Bei David hat man sicher gerade am Ende gesehen, dass die Kräfte vielleicht ein bisschen nach unten gingen. Das ist aber völlig normal. Er ist für uns auf dieser zentralen Position ein wichtiger Spieler. Das hat er in den beiden Länderspielen davor gezeigt, wo er sehr viel Initiative gezeigt hat, ob das im Pressing oder im Ballbesitz mit Zug und Pässen nach vorne war. Da habe ich keine Bedenken, dass er das nicht umsetzen kann.
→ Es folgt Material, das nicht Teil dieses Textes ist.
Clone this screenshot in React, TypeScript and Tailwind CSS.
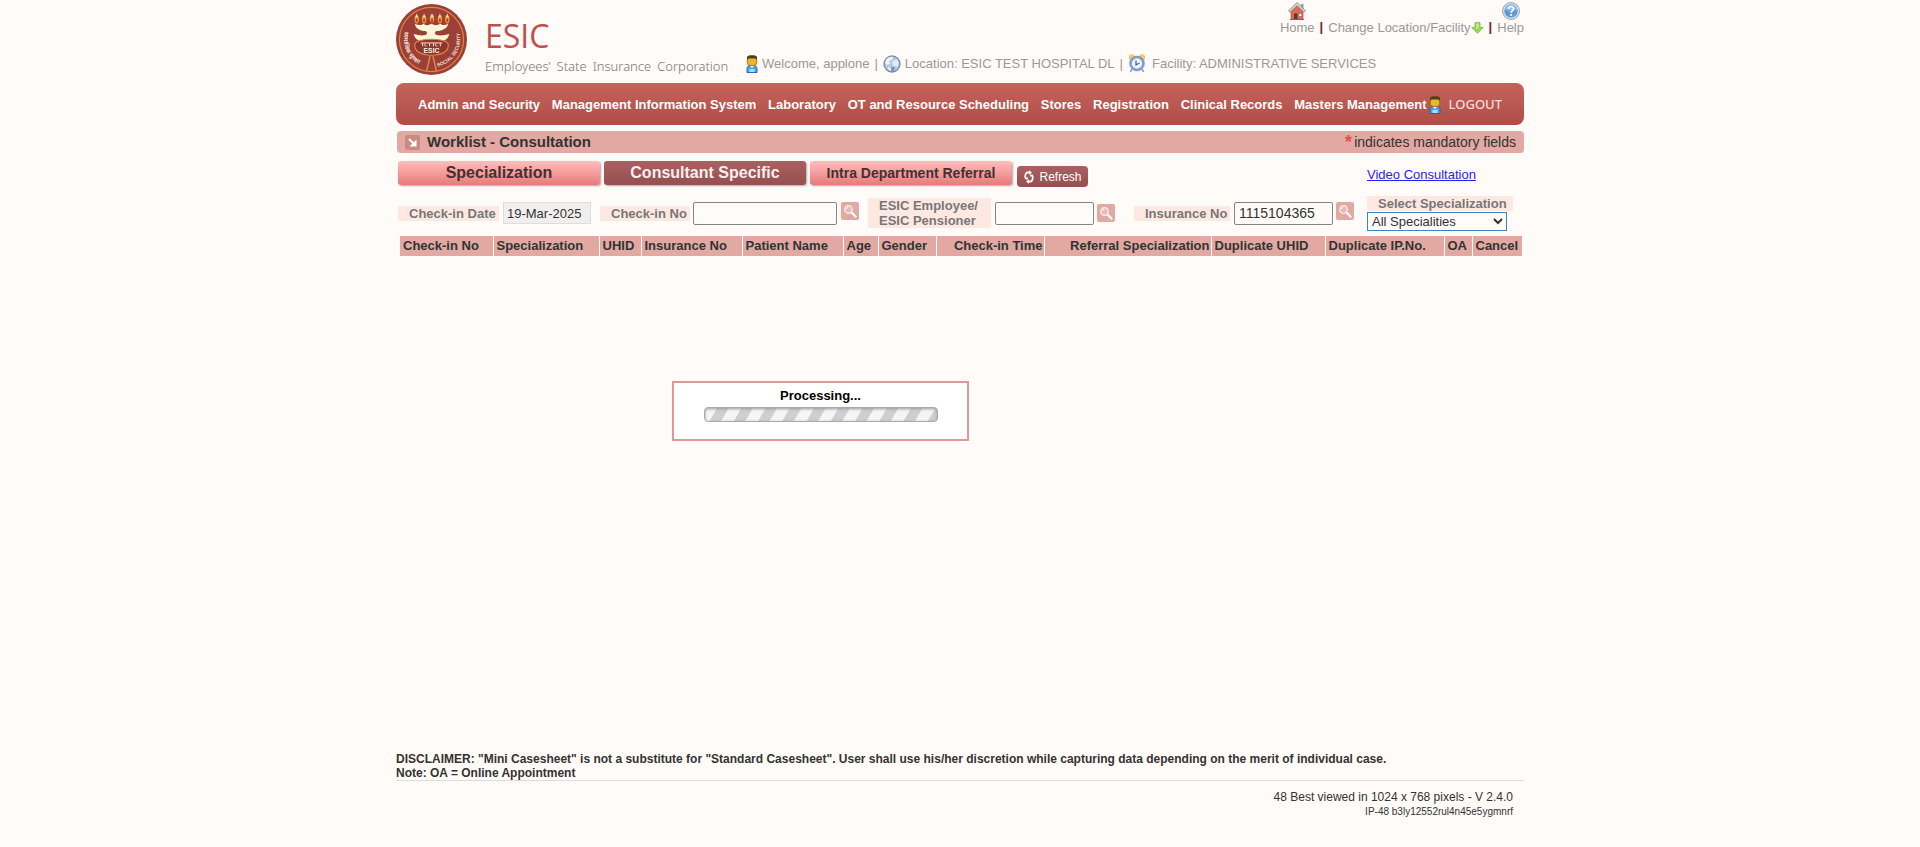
import React from "react";

const modules = [
  "Admin and Security",
  "Management Information System",
  "Laboratory",
  "OT and Resource Scheduling",
  "Stores",
  "Registration",
  "Clinical Records",
  "Masters Management",
];

const columns = [
  { label: "Check-in No", className: "w-[93px] text-left" },
  { label: "Specialization", className: "w-[106px] text-left" },
  { label: "UHID", className: "w-[42px] text-left" },
  { label: "Insurance No", className: "w-[101px] text-left" },
  { label: "Patient Name", className: "w-[101px] text-left" },
  { label: "Age", className: "w-[35px] text-left" },
  { label: "Gender", className: "w-[58px] text-left" },
  { label: "Check-in Time", className: "w-[108px] text-right" },
  { label: "Referral Specialization", className: "w-[167px] text-right" },
  { label: "Duplicate UHID", className: "w-[114px] text-left" },
  { label: "Duplicate IP.No.", className: "w-[119px] text-left" },
  { label: "OA", className: "w-[28px] text-left" },
  { label: "Cancel", className: "w-[50px] text-left" },
];

function Emblem() {
  return (
    <svg viewBox="0 0 72 72" className="size-[71px] shrink-0" role="img" aria-label="ESIC emblem">
      <defs>
        <path id="left-arc" d="M9 28 A28 28 0 0 0 29 63" />
        <path id="right-arc" d="M42 63.500 A29 29 0 0 0 62 22" />
      </defs>
      <circle cx="36" cy="36" r="36" fill="#9a4038" />
      <circle cx="36" cy="36" r="32.500" fill="none" stroke="#e0883c" strokeWidth="1.200" />
      {[21, 28.500, 36.500, 44.500, 52].map((x, i) => (
        <g key={x}>
          <ellipse cx={x} cy={i === 2 ? 14.500 : 15.500} rx="2.200" ry="4.200" fill="#f2a23a" />
          <path d={`M${x} 9.500l1.300 4h-2.600z`} fill="#f8e49a" />
          <ellipse cx={x} cy="16.500" rx="1" ry="2" fill="#c8342c" />
        </g>
      ))}
      <path d="M19 20c3 1.500 7 1.800 9 0 2 2 5 2 8 0 3 2 6 2 9 0 2 1.800 5 1.500 8 0-1 5-6 7-12 7.500-2 1-2 3 0 4 4 1 9 0 13-1-1 5-5 7.500-9 7.500H27c-4 0-8-2.500-9-7.500 4 1 8 2 12 1 2-1 2-3 0-4-6-.500-10-2.500-11-7.500z" fill="#fff6d8" />
      <path d="M19 41c1-7 33-7 34 0 .500 6-5 11-17 11s-17.500-5-17-11z" fill="#8d3630" stroke="#e0883c" strokeWidth="1.200" />
      <path d="M25 39.500h22" stroke="#f5ddc8" />
      <path d="M27 39.500v3.500M30 40c-2 1-1 3 1 2.500M34 39.500v3.500M38 39.500v3.500M41 40c-2 1-1 3 1 2.500M45 39.500v3.500" stroke="#f5ddc8" fill="none" />
      <text x="36" y="50" textAnchor="middle" fontFamily="Liberation Sans, sans-serif" fontSize="7" fontWeight="700" fill="#fbeedd">ESIC</text>
      <path d="M34.500 53L31 68M37.500 53L41 68" stroke="#e0883c" strokeWidth="1.500" fill="none" />
      <text fontFamily="Noto Sans Devanagari, Noto Sans, sans-serif" fontSize="6" fontWeight="700" fill="#f5ddc8">
        <textPath href="#left-arc">सामाजिक सुरक्षा</textPath>
      </text>
      <text fontFamily="Liberation Sans, sans-serif" fontSize="5" fontWeight="700" fill="#f5ddc8">
        <textPath href="#right-arc">SOCIAL SECURITY</textPath>
      </text>
    </svg>
  );
}

function HouseIcon() {
  return (
    <svg viewBox="0 0 18 18" className="size-[18px]" aria-hidden="true">
      <path d="M13 2h2.500v5H13z" fill="#9a9a9a" />
      <path d="M3 9l6-6 6 6v8.500H3z" fill="#dd6a50" stroke="#a8452f" strokeWidth=".6" />
      <path d="M9 .600L.500 8.800l1.600 1.500L9 3.800l6.900 6.500 1.600-1.500z" fill="#d3d3d3" stroke="#777" strokeWidth=".7" />
      <path d="M6 11.500h3.500v6H6z" fill="#5c3a32" />
      <path d="M10.800 11.500h3v3h-3z" fill="#fff" stroke="#8d4a3b" strokeWidth=".5" />
      <path d="M2 17.500h14" stroke="#6b6b6b" />
    </svg>
  );
}

function HelpIcon() {
  return (
    <svg viewBox="0 0 18 18" className="size-[18px]" aria-hidden="true">
      <circle cx="9" cy="9" r="8.400" fill="#e9eef3" stroke="#8c9bab" strokeWidth="1" />
      <circle cx="9" cy="9" r="6.800" fill="#5f9bd5" />
      <path d="M3 7a6.200 6.200 0 0 1 12 0c-3 2-9 2-12 0z" fill="#8fbde8" />
      <path d="M6.600 7c0-3.400 5-3.200 5-.3 0 1.900-2.500 1.900-2.500 4" fill="none" stroke="#fff" strokeWidth="1.700" />
      <circle cx="9.100" cy="13" r="1.100" fill="#fff" />
    </svg>
  );
}

function UserIcon() {
  return (
    <svg viewBox="0 0 12 18" className="h-[18px] w-3 shrink-0" aria-hidden="true">
      <path d="M1 17.500V14c0-2.500 1.500-4 5-4s5 1.500 5 4v3.500z" fill="#4aa3ea" stroke="#1d5fae" strokeWidth=".9" />
      <path d="M3.500 14h5v3h-5z" fill="#a9dcff" />
      <path d="M3.500 10.300h5L6 13z" fill="#fff" />
      <rect x="1.300" y="1.500" width="9.400" height="9" rx="3" fill="#e8b72c" stroke="#8c6410" strokeWidth=".8" />
      <path d="M1 5V2.500C1 .700 3 .300 6 .300s5 .4 5 2.200V5L9.500 3.600h-7z" fill="#54400f" />
    </svg>
  );
}

function GlobeIcon() {
  return (
    <svg viewBox="0 0 18 18" className="size-[18px] shrink-0" aria-hidden="true">
      <circle cx="9" cy="9" r="8" fill="#b4c8e0" stroke="#7d8aa0" strokeWidth="1.300" />
      <path d="M3 5c2-3 5-3.500 7-3l-1 3-3 1 1 3-3 1-2-2z" fill="#edf2f7" />
      <path d="M10 6l4-2 2 4-2 4-3-1-2-2z" fill="#e2eaf3" />
      <path d="M5 12l3 1v3l-3-2z" fill="#edf2f7" />
      <path d="M8 12h4l-1 4-3 .5z" fill="#6f9bd0" />
    </svg>
  );
}

function ClockIcon() {
  return (
    <svg viewBox="0 0 18 19" className="h-[19px] w-[18px] shrink-0" aria-hidden="true">
      <path d="M4 15l-1.500 3M14 15l1.500 3" stroke="#8b9bb0" strokeWidth="1.600" />
      <circle cx="4" cy="3.500" r="3.200" fill="#f3cb63" />
      <circle cx="14" cy="3.500" r="3.200" fill="#f3cb63" />
      <circle cx="9" cy="9.500" r="7.300" fill="#7ea8dc" stroke="#6485b5" strokeWidth=".8" />
      <circle cx="9" cy="9.500" r="5" fill="#f2f6fb" />
      <path d="M8 6.500v4.500l3.500-2" fill="none" stroke="#4d6180" strokeWidth="1.300" />
    </svg>
  );
}

function DownArrowIcon() {
  return (
    <svg viewBox="0 0 13 12" className="h-3 w-[13px]" aria-hidden="true">
      <path d="M4 .700h5v4.800h3.200L6.500 11.300.800 5.500H4z" fill="#9bd65a" stroke="#74b53a" strokeWidth=".8" />
      <path d="M5 1.500h3v5H5z" fill="#bfe98a" />
    </svg>
  );
}

function TitleArrowIcon() {
  return (
    <svg viewBox="0 0 15 15" className="size-[15px]" aria-hidden="true">
      <rect width="15" height="15" rx="2" fill="#c98a84" />
      <path d="M4 4l5 5" stroke="#fff" strokeWidth="2" />
      <path d="M11.500 4.500v7h-7z" fill="#fff" />
    </svg>
  );
}

function RefreshIcon() {
  return (
    <svg viewBox="0 0 12 14" className="h-3.5 w-3" fill="none" stroke="#fff" strokeWidth="1.800" aria-hidden="true">
      <path d="M5 8.500H3.200C1.800 8.500 1.800 3.500 4 2.500h3" />
      <path d="M7 5.500h1.800c1.400 0 1.400 5-.8 6H5" />
      <path d="M6 .300L9 2.500 6 4.700zM6 9.300l-3 2.200 3 2.200z" fill="#fff" stroke="none" />
    </svg>
  );
}

function SearchButton({ label }: { label: string }) {
  return (
    <button type="button" aria-label={label} className="size-[18px] shrink-0 cursor-pointer rounded-xs bg-[#e2a8a2]">
      <svg viewBox="0 0 18 18" className="size-full" fill="none" aria-hidden="true">
        <circle cx="7.500" cy="7.500" r="3.800" stroke="#fbeeec" strokeWidth="1.300" fill="#e9bbb6" />
        <path d="M5.500 7a2 2 0 0 1 1.800-1.700" stroke="#fff" />
        <path d="M10.500 10.500l4.700 4.700" stroke="#fff" strokeWidth="2.200" />
      </svg>
    </button>
  );
}

function Divider() {
  return <span className="mx-[5px] text-[13px] leading-4 font-bold text-[#7a2430]">|</span>;
}

const labelStyle = "bg-[#fde9e2] pl-[11px] text-[13px] leading-[15px] font-bold text-[#777]";
const inputStyle = "h-[23px] rounded-xs border border-[#858585] bg-transparent px-1 text-sm text-[#333]";
const tabBase = "flex h-6 w-[202px] cursor-pointer items-center justify-center rounded-[3px] font-bold shadow-[1px_1px_2px_#aaa]";
const tabLight = "bg-linear-to-b from-[#ffbdbd] to-[#e67a7a] text-[#443030]";
const tabDark = "bg-linear-to-b from-[#aa6060] to-[#955050] text-[#fbeeee]";

export default function App() {
  return (
    <div className="relative flex min-h-screen flex-col bg-[#fffbf9] px-4 font-['Liberation_Sans',Arial,sans-serif] text-[#333]">
      <div className="mx-auto flex w-full max-w-[1128px] grow flex-col">
        <header className="flex h-[83px] items-start">
          <div className="pt-1">
            <Emblem />
          </div>
          <div className="ml-[18px] w-[261px] pt-4 font-['Open_Sans',sans-serif]">
            <h1 className="text-[32px] leading-10 text-[#c0504d]">ESIC</h1>
            <p className="flex gap-1.5 font-['Noto_Sans',sans-serif] text-[13px] leading-5 font-light text-[#777]">
              <span>Employees’</span>
              <span>State</span>
              <span>Insurance</span>
              <span>Corporation</span>
            </p>
          </div>
          <div className="flex grow flex-col">
            <nav aria-label="Utility" className="flex items-end self-end pt-0.5 text-[13px] leading-[15px] text-[#999]">
              <a href="#home" className="flex flex-col items-center">
                <HouseIcon />
                Home
              </a>
              <Divider />
              <a href="#location" className="flex items-center">
                Change Location/Facility
                <DownArrowIcon />
              </a>
              <Divider />
              <a href="#help" className="flex flex-col items-center">
                <HelpIcon />
                Help
              </a>
            </nav>
            <p className="flex items-center pt-[19px] text-[13px] leading-[18px] whitespace-nowrap text-[#999]">
              <UserIcon />
              <span className="pl-1">Welcome, applone</span>
              <span className="px-[5px]">|</span>
              <GlobeIcon />
              <span className="pl-1">Location: ESIC TEST HOSPITAL DL</span>
              <span className="px-[5px]">|</span>
              <ClockIcon />
              <span className="pl-1.5">Facility: ADMINISTRATIVE SERVICES</span>
            </p>
          </div>
        </header>

        <nav
          aria-label="Modules"
          className="flex h-[42px] items-center rounded-lg bg-linear-to-b from-[#c4635c] to-[#b04d48] px-[22px] pt-px text-[13px] font-bold whitespace-nowrap text-white"
        >
          <ul className="flex grow justify-between">
            {modules.map((name) => (
              <li key={name}>
                <a href="#module">{name}</a>
              </li>
            ))}
          </ul>
          <a href="#logout" className="ml-0.5 flex items-center gap-2 font-['Noto_Sans',sans-serif] font-medium text-[#f6dcda]">
            <UserIcon />
            LOGOUT
          </a>
        </nav>

        <div className="mt-1.5 ml-px flex h-[22px] items-center rounded-sm bg-[#e2a8a2] pr-2 pl-2">
          <TitleArrowIcon />
          <h2 className="pl-[7px] text-[15px] font-bold">Worklist - Consultation</h2>
          <p className="ml-auto flex text-[14px] leading-[22px]">
            <span className="pr-0.5 text-lg leading-[22px] font-bold text-[#ef4a43]">*</span>
            indicates mandatory fields
          </p>
        </div>

        <div className="mt-2 ml-0.5 flex items-start">
          <button type="button" className={`${tabBase} ${tabLight} text-base`}>
            Specialization
          </button>
          <button type="button" className={`${tabBase} ${tabDark} ml-1 text-base`}>
            Consultant Specific
          </button>
          <button type="button" className={`${tabBase} ${tabLight} ml-1 text-[14px]`}>
            Intra Department Referral
          </button>
          <button
            type="button"
            className="mt-[5px] ml-[5px] flex h-[21px] w-[71px] cursor-pointer items-center justify-center gap-1 rounded-sm bg-linear-to-b from-[#aa6060] to-[#955050] text-xs text-white"
          >
            <RefreshIcon />
            Refresh
          </button>
          <div className="ml-auto w-[157px] pt-1.5">
            <a href="#video" className="block text-[13px] leading-4 text-[#2a1fe8] underline">
              Video Consultation
            </a>
          </div>
        </div>

        <form className="mt-2 ml-0.5 grid h-9 grid-cols-[202fr_268fr_266fr_233fr_157fr] items-center">
          <div className="flex items-center gap-1">
            <label htmlFor="date" className={`${labelStyle} w-[101px]`}>
              Check-in Date
            </label>
            <input id="date" readOnly value="19-Mar-2025" className="h-[22px] w-[88px] border border-[#ddd] bg-[#f1efee] px-[3px] text-[13px]" />
          </div>
          <div className="flex items-center">
            <label htmlFor="checkin" className={`${labelStyle} w-[90px]`}>
              Check-in No
            </label>
            <input id="checkin" className={`${inputStyle} ml-[3px] w-36`} />
            <span className="ml-1 flex self-start">
              <SearchButton label="Search by check-in number" />
            </span>
          </div>
          <div className="flex items-center">
            <label htmlFor="employee" className={`${labelStyle} w-[123px]`}>
              ESIC Employee/
              <br />
              ESIC Pensioner
            </label>
            <input id="employee" className={`${inputStyle} ml-1 w-[99px]`} />
            <span className="ml-[3px] flex">
              <SearchButton label="Search by employee or pensioner" />
            </span>
          </div>
          <div className="flex items-center">
            <label htmlFor="insurance" className={`${labelStyle} w-24`}>
              Insurance No
            </label>
            <input id="insurance" defaultValue="1115104365" className={`${inputStyle} ml-1 w-[99px]`} />
            <span className="ml-[3px] flex self-start">
              <SearchButton label="Search by insurance number" />
            </span>
          </div>
          <div className="flex flex-col items-start">
            <label htmlFor="speciality" className={`${labelStyle} w-[146px]`}>
              Select Specialization
            </label>
            <select id="speciality" className="mt-px h-[19px] w-[140px] border border-[#3a87bf] bg-transparent pr-1.5 text-[13px] leading-4">
              <option>All Specialities</option>
            </select>
          </div>
        </form>

        <table className="mt-[5px] ml-1 w-[calc(100%-6px)] table-fixed border-collapse text-[13px]">
          <thead>
            <tr className="h-5 bg-[#e2a8a2]">
              {columns.map((c) => (
                <th
                  key={c.label}
                  scope="col"
                  className={`${c.className} border-r border-[#fffbf9] pr-px pl-[3px] leading-5 font-bold whitespace-nowrap last:border-r-0`}
                >
                  {c.label}
                </th>
              ))}
            </tr>
          </thead>
        </table>

        <footer className="mt-auto pb-7 text-xs">
          <p className="border-b border-[#ddd] leading-[14px] font-bold">
            DISCLAIMER: "Mini Casesheet" is not a substitute for "Standard Casesheet". User shall use his/her discretion while capturing data depending on the
            merit of individual case.
            <br />
            Note: OA = Online Appointment
          </p>
          <p className="pt-2 pr-[11px] text-right leading-4">48 Best viewed in 1024 x 768 pixels - V 2.4.0</p>
          <p className="pr-[11px] text-right text-[10px] leading-[14px]">IP-48 b3ly12552rul4n45e5ygmnrf</p>
        </footer>
      </div>

      <div role="status" className="absolute top-[45%] left-[35%] flex h-[60px] w-[297px] flex-col items-center border-2 border-[#dd9a96] bg-white pt-[5px]">
        <span className="text-[13px] leading-4 font-bold text-black">Processing...</span>
        <div className="mt-[3px] h-[15px] w-[234px] rounded-sm border border-[#aaa] bg-[repeating-linear-gradient(120deg,#f5f5f5_0_10px,#cfcfcf_11px_20px,#f5f5f5_21px)] shadow-[inset_0_1px_3px_#999]" />
      </div>
    </div>
  );
}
…DARÜBER, DASS SICH DAS KADERANGEBOT VERGRÖSSERT HAT:

Das hat sich absolut erweitert. Wir haben immer wieder kommuniziert: Wir brauchen nicht nur elf Spieler, wir brauchen nicht nur 23 Spieler, es soll alles ein bisschen größer sein. Das habe ich auch am Anfang dieses Lehrgangs gesagt. Es ist zwar schade für die, die wegen Verletzungen nicht dabei sein konnten, auf der anderen Seite ist es aber gut für jene, die dazugekommen sind. Die hatten wir ein halbes Jahr beobachtetet, und meine Eindrücke haben sich hier bestätigt. Man kann sagen, dass sich die Jungs gut eingebracht und wir den Spielerpott vergrößert haben. Wir haben sie besser kennengelernt – auf der einen Seite menschlich, auf der anderen Seite vom Training und vom Einsatz her.